— Так, — сказал я, подходя и пробегая глазами по дежурной записи. — На что жалуемся?
— Разумовский. — Серебряный вырос у меня за плечом, и голос его был полон холодного раздражения. — Вы что, не понимаете? Мы с вами обсуждаем дело имперской важности, от которого зависит судьба сети Радулова, а вы бросаете всё ради того, чтобы помазать какой-то богомолке болячки зелёнкой. Это несерьёзно. Вам с Анной место в Москве, и чем дольше вы тянете…
Я обернулся к нему.
Не знаю, что он прочёл у меня на лице, но осёкся он сам, на полуслове.
— Слушай меня внимательно, Магистр, — сказал я тихо. — Один раз. Если ты хочешь взять на себя ответственность за жизнь моей матери, бери её силой. Прямо сейчас. Отдавай приказ своим псам, пусть вяжут меня, грузят её на каталку и везут в твою Москву, под твою личную подпись. Возьми и распишись. А если кишка тонка ставить свою подпись под её смертью, тогда закрой рот и выйди отсюда. У меня пациент. И этой девушке, пока она сидит на моей кушетке, я должен ровно столько же, сколько должен Императору.
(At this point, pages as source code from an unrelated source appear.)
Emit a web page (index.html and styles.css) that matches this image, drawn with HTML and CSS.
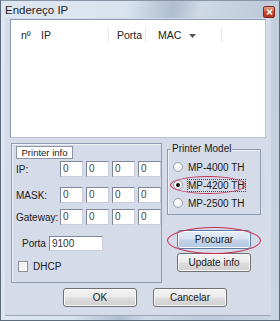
FILE: index.html
```html
<!DOCTYPE html>
<html lang="pt">

<head>
    <meta charset="UTF-8">
    <title>Endereço IP</title>
    <link rel="stylesheet" href="styles.css">
</head>

<body>
    <div class="window">
        <div class="titlebar">
            <span class="title">Endereço IP</span>
            <span class="close-btn">
                <svg width="7" height="6" viewBox="0 0 7 6"><path d="M1 0.5 L6 5.5 M6 0.5 L1 5.5" stroke="#fff" stroke-width="1.6"/></svg>
            </span>
        </div>
        <div class="client">
            <div class="list">
                <div class="list-head">
                    <span class="col col-n">nº</span>
                    <span class="col col-ip">IP</span>
                    <span class="col col-porta">Porta</span>
                    <span class="col col-mac">MAC <svg width="7" height="4" viewBox="0 0 7 4"><path d="M0 0 H7 L3.5 4 Z" fill="#555"/></svg></span>
                </div>
            </div>

            <div class="panels">
                <div class="group info">
                    <div class="info-tab">Printer info</div>
                    <div class="field-row row-ip">
                        <span class="field-label">IP:</span>
                        <div class="octets">
                            <span class="edit">0</span><span class="edit">0</span><span class="edit">0</span><span class="edit">0</span>
                        </div>
                    </div>
                    <div class="field-row row-mask">
                        <span class="field-label">MASK:</span>
                        <div class="octets">
                            <span class="edit">0</span><span class="edit">0</span><span class="edit">0</span><span class="edit">0</span>
                        </div>
                    </div>
                    <div class="field-row row-gw">
                        <span class="field-label">Gateway:</span>
                        <div class="octets">
                            <span class="edit">0</span><span class="edit">0</span><span class="edit">0</span><span class="edit">0</span>
                        </div>
                    </div>
                    <div class="porta-row">
                        <span class="field-label">Porta</span>
                        <span class="edit porta">9100</span>
                    </div>
                    <div class="check-row">
                        <span class="checkbox"></span>
                        <span>DHCP</span>
                    </div>
                </div>

                <div class="side">
                    <div class="group model">
                        <span class="legend">Printer Model</span>
                        <div class="radio-row"><span class="radio"></span>MP-4000 TH</div>
                        <div class="radio-row"><span class="radio checked"></span><span class="focus">MP-4200 TH</span></div>
                        <div class="radio-row"><span class="radio"></span>MP-2500 TH</div>
                    </div>
                    <button class="btn btn-search">Procurar</button>
                    <button class="btn btn-update">Update info</button>
                </div>
            </div>

            <div class="actions">
                <button class="btn">OK</button>
                <button class="btn">Cancelar</button>
            </div>
        </div>

        <!-- marcações em vermelho -->
        <span class="mark mark-model"></span>
        <span class="mark mark-search"></span>
    </div>
</body>

</html>
```

FILE: styles.css
```css
* {
    padding: 0;
    margin: 0;
    box-sizing: border-box;
}

body {
    font-family: "Liberation Sans", Arial, sans-serif;
    font-size: 10px;
    color: #1a1a1a;
    background: #fff;
}

.window {
    position: relative;
    width: 280px;
    height: 321px;
    background: linear-gradient(100deg, #dfe7f1 0%, #d9e3ef 38%, #aebdd0 52%, #cfd9e6 60%, #bfcbdb 78%, #cbd6e4 100%);
    border: 1px solid #5d6b7e;
    border-top-color: #8895a6;
    display: flex;
    flex-direction: column;
}

.titlebar {
    height: 17px;
    display: flex;
    align-items: center;
    justify-content: space-between;
    padding: 0 4px 0 4px;
}

.title {
    font-size: 11.5px;
    color: #1e1e1e;
    margin-top: 1px;
}

.close-btn {
    width: 12px;
    height: 12px;
    margin-top: 4px;
    border: 1px solid #7a2b20;
    border-radius: 2px;
    background: linear-gradient(#e8a08a, #c9452c 55%, #b9361f);
    display: flex;
    align-items: center;
    justify-content: center;
}

.client {
    margin: 0 8px 4px 4px;
    flex: 1;
    background: #d5dbe8;
    padding: 0 5px 0 5px;
    border-bottom: 1px solid #9aa6b8;
}

.list {
    margin-top: 1px;
    height: 119px;
    background: #fff;
    border: 1px solid #8b9ab2;
    border-right-color: #b7c2d4;
    border-bottom-color: #b7c2d4;
}

.list-head {
    display: flex;
    height: 14px;
    margin-top: 8px;
    line-height: 14px;
    color: #222;
    font-size: 10.5px;
}

.col {
    position: relative;
    height: 14px;
}

.col-n {
    width: 20px;
    padding-left: 10px;
    box-sizing: content-box;
}

.col-ip {
    width: 67px;
}

.col-porta {
    width: 37px;
    padding-left: 8px;
    border-left: 1px solid #e2e5ea;
}

.col-mac {
    width: 77px;
    padding-left: 12px;
    border-left: 1px solid #e2e5ea;
    border-right: 1px solid #e2e5ea;
}

.col-mac svg {
    margin-left: 5px;
    vertical-align: 1px;
}

.panels {
    display: flex;
    margin-top: 4px;
}

.group {
    border: 1px solid #8e9bb0;
    box-shadow: inset 1px 1px 0 #eef1f6;
}

.info {
    width: 151px;
    height: 140px;
    margin-left: 1px;
    margin-top: 1px;
    padding: 2px 0 0 4px;
}

.info-tab {
    width: 57px;
    height: 13px;
    line-height: 12px;
    text-align: center;
    font-size: 9.5px;
    background: #fff;
    border: 1px solid #8d96a4;
}

.field-row {
    display: flex;
    align-items: center;
}

.field-label {
    width: 44px;
}

.row-ip {
    margin-top: 2px;
}

.row-mask {
    margin-top: 10px;
}

.row-gw {
    margin-top: 6px;
}

.octets {
    display: flex;
    gap: 3px;
}

.edit {
    display: block;
    width: 23px;
    height: 16px;
    line-height: 14px;
    padding-left: 2px;
    background: #fff;
    border: 1px solid #7d8799;
    border-right-color: #c9ced8;
    border-bottom-color: #c9ced8;
    color: #444;
}

.porta-row {
    display: flex;
    align-items: center;
    margin-top: 11px;
    padding-left: 6px;
}

.porta-row .field-label {
    width: 27px;
}

.edit.porta {
    width: 54px;
    height: 15px;
    color: #333;
}

.check-row {
    display: flex;
    align-items: center;
    margin-top: 10px;
    padding-left: 2px;
}

.checkbox {
    width: 10px;
    height: 11px;
    margin-right: 5px;
    background: linear-gradient(135deg, #e9ebee, #ffffff);
    border: 1px solid #8b8f96;
}

.side {
    display: flex;
    flex-direction: column;
    margin-left: 5px;
}

.model {
    position: relative;
    width: 94px;
    height: 66px;
    margin-top: 7px;
    padding: 8px 0 0 5px;
}

.legend {
    position: absolute;
    top: -7px;
    left: 3px;
    padding: 0 1px;
    background: #d5dbe8;
    line-height: 12px;
}

.radio-row {
    display: flex;
    align-items: center;
    height: 18px;
    gap: 5px;
    font-size: 10px;
}

.radio {
    width: 10px;
    height: 10px;
    border-radius: 50%;
    border: 1px solid #9ba2ad;
    background: radial-gradient(circle at 35% 35%, #ffffff, #e4e6ea);
    display: flex;
    align-items: center;
    justify-content: center;
}

.radio.checked::after {
    content: "";
    width: 4px;
    height: 4px;
    border-radius: 50%;
    background: #111;
}

.focus {
    outline: 1px dotted #444;
    outline-offset: 0;
}

.btn {
    font-family: "Liberation Sans", Arial, sans-serif;
    font-size: 10px;
    color: #1a1a1a;
    width: 74px;
    height: 19px;
    border: 1px solid #707070;
    border-radius: 3px;
    background: linear-gradient(#f3f3f3 0%, #ebebeb 48%, #dddddd 52%, #cfcfcf 100%);
    box-shadow: inset 0 0 0 1px #fbfbfb;
}

.btn-search {
    margin: 15px 0 0 10px;
    border-color: #5a7ea3;
    background: linear-gradient(#e6eef8 0%, #d6e2f0 48%, #c3d3e8 52%, #b4c8e0 100%);
}

.btn-update {
    margin: 4px 0 0 10px;
}

.actions {
    display: flex;
    gap: 16px;
    margin: 5px 0 0 53px;
}

.mark {
    position: absolute;
    border: 1px solid #c8304e;
    border-radius: 50%;
}

.mark-model {
    left: 169px;
    top: 175px;
    width: 76px;
    height: 18px;
}

.mark-search {
    left: 166px;
    top: 226px;
    width: 94px;
    height: 27px;
}
```
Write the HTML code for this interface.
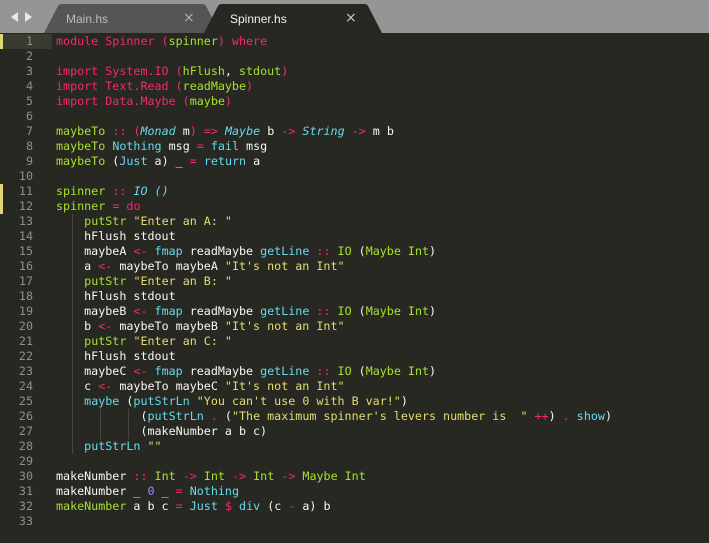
<!DOCTYPE html>
<html><head><meta charset="utf-8"><style>
html,body{margin:0;padding:0;width:709px;height:543px;overflow:hidden;background:#272822;}
#bar{position:absolute;left:0;top:0;width:709px;height:33px;background:#959595;}
.tab{position:absolute;top:4px;height:29px;}
.tab svg{position:absolute;left:0;top:0}
.tl{position:absolute;top:8px;font:12px "Liberation Sans",sans-serif;}
.x{position:absolute;top:6px;font:14px "DejaVu Sans",sans-serif;}
#gut{position:absolute;left:0;top:34px;width:40px;}
.ln{position:absolute;right:0;width:40px;text-align:right;box-sizing:border-box;padding-right:7px;height:15px;line-height:15px;font:11.7px "DejaVu Sans Mono",monospace;color:#8f908a;}
#code{position:absolute;left:56px;top:34px;font:11.7px "DejaVu Sans Mono",monospace;color:#f8f8f2;white-space:pre;line-height:15px;}
.k{color:#f92672}.g{color:#a6e22e}.c{color:#66d9ef}.i{color:#66d9ef;font-style:italic}.s{color:#e6db74}.p{color:#ae81ff}
.guide{position:absolute;width:1px;background:#46463d;}
.mk{position:absolute;left:0;width:3px;background:#e0d67a;}
</style></head><body>
<div id="bar">
 <div style="position:absolute;left:11px;top:12px;width:0;height:0;border-top:5px solid transparent;border-bottom:5px solid transparent;border-right:7px solid #e8e8e8"></div>
 <div style="position:absolute;left:25px;top:12px;width:0;height:0;border-top:5px solid transparent;border-bottom:5px solid transparent;border-left:7px solid #e8e8e8"></div>
 <div class="tab" style="left:44px;width:180px">
  <svg width="180" height="29"><path d="M0 29 L14 2 Q15 0 18 0 L158 0 Q161 0 162 2 L176 29 Z" fill="#555555"/></svg>
  <span class="tl" style="left:22px;color:#bdbdbd">Main.hs</span>
  <span class="x" style="left:139px;color:#b0b0b0">×</span>
 </div>
 <div class="tab" style="left:204px;width:182px">
  <svg width="182" height="29"><path d="M0 29 L14 2 Q15 0 18 0 L160 0 Q163 0 164 2 L178 29 Z" fill="#272822"/></svg>
  <span class="tl" style="left:26px;color:#f0f0f0">Spinner.hs</span>
  <span class="x" style="left:141px;color:#c8c8c8">×</span>
 </div>
</div>
<div style="position:absolute;left:0;top:34px;width:52px;height:15px;background:#3a3a31"></div>
<div class="mk" style="top:34px;height:15px"></div>
<div class="mk" style="top:184px;height:30px"></div>
<div class="guide" style="left:72px;top:214px;height:240px"></div>
<div class="guide" style="left:100px;top:409px;height:30px"></div>
<div class="guide" style="left:128px;top:409px;height:30px"></div>
<div id="gut">
<div class="ln" style="top:0">1</div><div class="ln" style="top:15px">2</div><div class="ln" style="top:30px">3</div><div class="ln" style="top:45px">4</div><div class="ln" style="top:60px">5</div><div class="ln" style="top:75px">6</div><div class="ln" style="top:90px">7</div><div class="ln" style="top:105px">8</div><div class="ln" style="top:120px">9</div><div class="ln" style="top:135px">10</div><div class="ln" style="top:150px">11</div><div class="ln" style="top:165px">12</div><div class="ln" style="top:180px">13</div><div class="ln" style="top:195px">14</div><div class="ln" style="top:210px">15</div><div class="ln" style="top:225px">16</div><div class="ln" style="top:240px">17</div><div class="ln" style="top:255px">18</div><div class="ln" style="top:270px">19</div><div class="ln" style="top:285px">20</div><div class="ln" style="top:300px">21</div><div class="ln" style="top:315px">22</div><div class="ln" style="top:330px">23</div><div class="ln" style="top:345px">24</div><div class="ln" style="top:360px">25</div><div class="ln" style="top:375px">26</div><div class="ln" style="top:390px">27</div><div class="ln" style="top:405px">28</div><div class="ln" style="top:420px">29</div><div class="ln" style="top:435px">30</div><div class="ln" style="top:450px">31</div><div class="ln" style="top:465px">32</div><div class="ln" style="top:480px">33</div>
</div>
<div id="code"><span class="k">module Spinner (</span><span class="g">spinner</span><span class="k">) where</span>

<span class="k">import System.IO (</span><span class="g">hFlush</span>, <span class="g">stdout</span><span class="k">)</span>
<span class="k">import Text.Read (</span><span class="g">readMaybe</span><span class="k">)</span>
<span class="k">import Data.Maybe (</span><span class="g">maybe</span><span class="k">)</span>

<span class="g">maybeTo</span> <span class="k">::</span> <span class="k">(</span><span class="i">Monad</span> m<span class="k">)</span> <span class="k">=&gt;</span> <span class="i">Maybe</span> b <span class="k">-&gt;</span> <span class="i">String</span> <span class="k">-&gt;</span> m b
<span class="g">maybeTo</span> <span class="c">Nothing</span> msg <span class="k">=</span> <span class="c">fail</span> msg
<span class="g">maybeTo</span> (<span class="c">Just</span> a) _ <span class="k">=</span> <span class="c">return</span> a

<span class="g">spinner</span> <span class="k">::</span> <span class="i">IO ()</span>
<span class="g">spinner</span> <span class="k">=</span> <span class="k">do</span>
    <span class="g">putStr</span> <span class="s">"Enter an A: "</span>
    hFlush stdout
    maybeA <span class="k">&lt;-</span> <span class="c">fmap</span> readMaybe <span class="c">getLine</span> <span class="k">::</span> <span class="g">IO</span> (<span class="g">Maybe Int</span>)
    a <span class="k">&lt;-</span> maybeTo maybeA <span class="s">"It's not an Int"</span>
    <span class="g">putStr</span> <span class="s">"Enter an B: "</span>
    hFlush stdout
    maybeB <span class="k">&lt;-</span> <span class="c">fmap</span> readMaybe <span class="c">getLine</span> <span class="k">::</span> <span class="g">IO</span> (<span class="g">Maybe Int</span>)
    b <span class="k">&lt;-</span> maybeTo maybeB <span class="s">"It's not an Int"</span>
    <span class="g">putStr</span> <span class="s">"Enter an C: "</span>
    hFlush stdout
    maybeC <span class="k">&lt;-</span> <span class="c">fmap</span> readMaybe <span class="c">getLine</span> <span class="k">::</span> <span class="g">IO</span> (<span class="g">Maybe Int</span>)
    c <span class="k">&lt;-</span> maybeTo maybeC <span class="s">"It's not an Int"</span>
    <span class="c">maybe</span> (<span class="c">putStrLn</span> <span class="s">"You can't use 0 with B var!"</span>)
            (<span class="c">putStrLn</span> <span class="k">.</span> (<span class="s">"The maximum spinner's levers number is  "</span> <span class="k">++</span>) <span class="k">.</span> <span class="c">show</span>)
            (makeNumber a b c)
    <span class="c">putStrLn</span> <span class="s">""</span>

makeNumber <span class="k">::</span> <span class="g">Int</span> <span class="k">-&gt;</span> <span class="g">Int</span> <span class="k">-&gt;</span> <span class="g">Int</span> <span class="k">-&gt;</span> <span class="g">Maybe Int</span>
makeNumber _ <span class="p">0</span> _ <span class="k">=</span> <span class="c">Nothing</span>
<span class="g">makeNumber</span> a b c <span class="k">=</span> <span class="c">Just</span> <span class="k">$</span> <span class="c">div</span> (c <span class="k">-</span> a) b
</div>
</body></html>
Ни граммом меньше.
В приёмном повисла тишина. Девочка на кушетке вжала голову в плечи. Семён за моей спиной не шевелился.
Серебряный поджал губы. Мне казалось, что он всё-таки сорвётся. Потом он коротко, сухо кивнул, не мне, скорее какой-то поставленной галочке в своей голове, развернулся и вышел, не сказав ни слова.
Я выдохнул и повернулся к пациентке.
— Прошу прощения за этот цирк, — сказал я ей. — Идёмте в смотровую, там спокойнее. Семён, проводи. И зови, как вас.
— Мария, — едва слышно отозвалась девочка. — Сестра Мария.
В смотровой, за закрытой дверью, без Магистра над душой, она немного оттаяла. Но руки у неё дрожали, говорила она шёпотом, будто боялась, что её услышат и накажут за сказанное.
— Расскажите по порядку, Мария, — попросил я, садясь напротив. — Что вас беспокоит? С самого начала.
— Слабость, — сказала она. — Сильная слабость, последний месяц. Голова кружится, в глазах темнеет, когда встаю. Настоятельница думала, это от поста, послабила мне говенье, но лучше не стало. — Она сглотнула. — А потом начались… раны.
— Какие раны?
— Сами, — она подняла на меня огромные испуганные глаза. — Они открываются сами. Я ничем не режусь, я и ножа-то в руках почти не держу. И всё равно открываются.
Семён, стоявший у стены, подался вперёд.
— Может, вы порезались и забыли? — спросил он. — Работа в монастыре тяжёлая, огород, кухня. Или с чем-то едким работали, известь, щёлок, моющее?
Мария замотала головой, и из глаз у неё покатились слёзы, тихо, без всхлипов.
— Нет. Я думала об этом, я всё перебрала. Это не от работы. Это… — Она запнулась, собираясь с духом. — Перед тем как открыться, оно начинает гореть. Изнутри, под кожей. Жжёт и чешется, в самой середине ладони, иногда за день, иногда за час. Я уже научилась чувствовать, когда вот-вот. А потом на этом месте проступает кровь. Особенно сильно, когда я молюсь у себя в келье, ночью, до исступления. Или когда сильно пугаюсь чего. Настоятельница видела и сказала… — голос её упал до совсем тихого. — Сказала, что это знак. Стигматы. Что Господь отметил меня его ранами. Сёстры теперь сторонятся меня. А я не хочу никаких знаков. Я просто хочу, чтобы это прекратилось. Мне страшно.